UNITED STATES of America, Plaintiff-Appellee, v. Roland EGUCHI Jr., Defendant-Appellant.
Decided: October 27, 2020
Before: WALLACE, BEA, and BENNETT, Circuit Judges.
Sara Ayabe, Thomas J. Brady, Assistant U.S. Attorneys, Marion Percell, Esquire, Assistant U.S. Attorney, DOJ - Office of the US Attorney, Honolulu, HI, for Plaintiff - Appellee Craig Jerome, Assistant Federal Public Defender, FPDHI - Federal Public Defender's Office, Honolulu, HI, for Defendant - Appellant
Roland Eguchi Jr. pleaded guilty to a drug offense, in violation of 21 U.S.C. § 846, and was sentenced to ten years imprisonment and eight years supervised release. Following the second revocation of his supervised release, the district court sentenced Eguchi to 12 months imprisonment. Eguchi appeals from his 12-month sentence and challenges a supervised release condition as unconstitutionally vague or overbroad. We have jurisdiction under 18 U.S.C. § 3742(a) and 28 U.S.C. § 1291. “A due process violation at a revocation proceeding is subject to harmless error analysis.” United States v. Verduzco, 330 F.3d 1182, 1184 (9th Cir. 2003) (quoting United States v. Daniel, 209 F.3d 1091, 1094 (9th Cir.), amended by 216 F.3d 1201 (9th Cir. 2000)). We review whether a supervised release condition violates the Constitution de novo. United States v. Aquino, 794 F.3d 1033, 1036 (9th Cir. 2015). We affirm.

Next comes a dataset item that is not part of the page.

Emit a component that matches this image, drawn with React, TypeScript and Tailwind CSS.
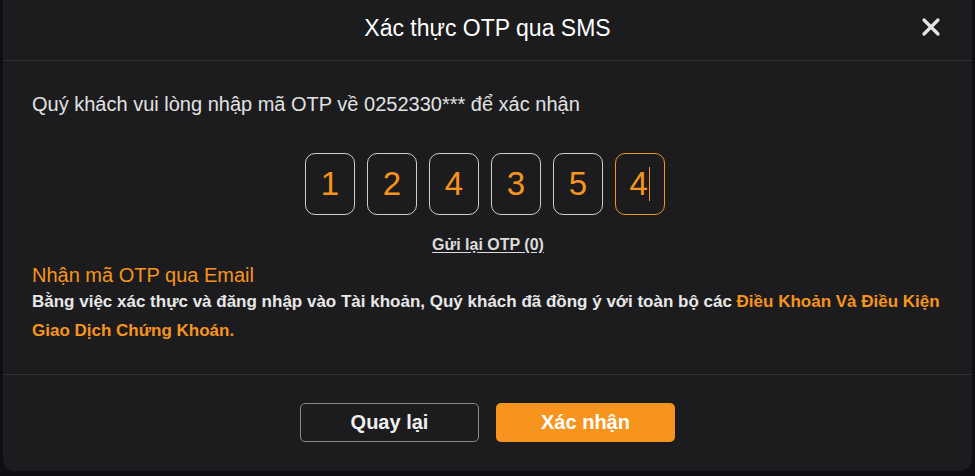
import { useState } from 'react'

const digits = ['1', '2', '4', '3', '5', '4']

export default function App() {
  const [code] = useState(digits)

  return (
    <div
      className="flex h-[476px] w-[975px] bg-[#0e0f12] px-[3px]"
      style={{ fontFamily: '"Liberation Sans", Arial, sans-serif' }}
    >
      <div className="flex h-[471px] w-full flex-col rounded-b-[12px] bg-[#1c1c1e]">
        {/* ── Header ────────────────────────────────────── */}
        <div className="relative flex h-[61px] shrink-0 items-center justify-center border-b border-[#333336] pb-[4px]">
          <h1 className="text-[23px] text-white">Xác thực OTP qua SMS</h1>
          <button className="absolute right-[30px] top-[16px] flex h-[22px] w-[22px] items-center justify-center text-[#e6e6e6]">
            <svg viewBox="0 0 20 20" className="h-[20px] w-[20px]">
              <path d="M3 3 L17 17 M17 3 L3 17" stroke="currentColor" strokeWidth="3.2" strokeLinecap="round" />
            </svg>
          </button>
        </div>

        {/* ── Body ──────────────────────────────────────── */}
        <div className="flex h-[314px] shrink-0 flex-col border-b border-[#333336] pl-[29px] pr-[12px] pt-[31px]">
          <p className="text-[20px] leading-[24px] text-[#e2e2e2]">
            Quý khách vui lòng nhập mã OTP về 0252330*** để xác nhận
          </p>

          <div className="mt-[37px] flex justify-center gap-[12px] pr-[22px]">
            {code.map((d, i) => {
              const active = i === code.length - 1
              return (
                <div
                  key={i}
                  className={
                    active
                      ? 'flex h-[62px] w-[50px] items-center justify-center rounded-[10px] border-[1.5px] border-[#f7941d] text-[33px] text-[#f7941d]'
                      : 'flex h-[62px] w-[50px] items-center justify-center rounded-[10px] border-[1.5px] border-[#cfcfcf] text-[33px] text-[#f7941d]'
                  }
                >
                  {d}
                  {active && <span className="ml-[1px] h-[34px] w-[1.5px] bg-[#f7941d]" />}
                </div>
              )
            })}
          </div>

          <div className="mt-[20px] flex justify-center pr-[16px]">
            <a className="text-[16px] font-semibold leading-[20px] text-[#dcdcdc] underline underline-offset-2">
              Gửi lại OTP (0)
            </a>
          </div>

          <a className="mt-[8px] text-[20px] leading-[24px] text-[#f7941d]">Nhận mã OTP qua Email</a>
          <p className="text-[17px] font-bold leading-[29px] text-[#e8e8e8]">
            Bằng việc xác thực và đăng nhập vào Tài khoản, Quý khách đã đồng ý với toàn bộ các{' '}
            <span className="text-[#f7941d]">Điều Khoản Và Điều Kiện Giao Dịch Chứng Khoán.</span>
          </p>
        </div>

        {/* ── Footer ────────────────────────────────────── */}
        <div className="flex flex-1 items-center justify-center gap-[17px] pb-[2px]">
          <button className="h-[39px] w-[179px] rounded-[5px] border-[1.5px] border-[#8a8a8a] text-[20px] font-bold text-[#f0f0f0]">
            Quay lại
          </button>
          <button className="h-[39px] w-[179px] rounded-[5px] bg-[#f7941d] text-[20px] font-bold text-white">
            Xác nhận
          </button>
        </div>
      </div>
    </div>
  )
}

To succeed on a due process claim, a defendant “must establish the challenged information is (1) false or unreliable, and (2) demonstrably made the basis for the sentence.” United States v. Vanderwerfhorst, 576 F.3d 929, 935–36 (9th Cir. 2009) (quoting United States v. Ibarra, 737 F.2d 825, 827 (9th Cir. 1984)). “Challenged information is deemed false or unreliable if it lacks ‘some minimal indicium of reliability beyond mere allegation.’ ” Id. at 936 (quoting Ibarra, 737 F.2d at 827). With one exception, Eguchi admitted to the first and second set of violations of his supervised release terms. Relying on Eguchi's admissions, the district court provided two bases for its above-Guidelines sentence: the nature of Eguchi's violations and his pattern of violating the terms of supervised release. Eguchi does not challenge the veracity or reliability of the information on which the district court relied. His argument that the district court's reference to a hypothetical sentence evidences its speculation and a due process violation mischaracterizes the record. The district court did not err in determining Eguchi's 12-month sentence.
“A supervised release condition ‘violates due process of law if it either forbids or requires the doing of an act in terms so vague that men of common intelligence must necessarily guess at its meaning and differ as to its application.’ ” United States v. King, 608 F.3d 1122, 1128 (9th Cir. 2010) (quoting United States v. Soltero, 510 F.3d 858, 866 (9th Cir. 2007)). The supervised release condition Eguchi challenges as unconstitutionally overbroad or vague prohibits the use of synthetic cannabinoids and lists as illustrative examples “synthetic marijuana,” “K2,” and “Spice.” This condition is effectively identical to the condition this court upheld in United States v. Sims, 849 F.3d 1259 (9th Cir. 2017). Here, the condition “provide[s] people of ordinary intelligence with fair notice of what is prohibited.” Id. at 1260.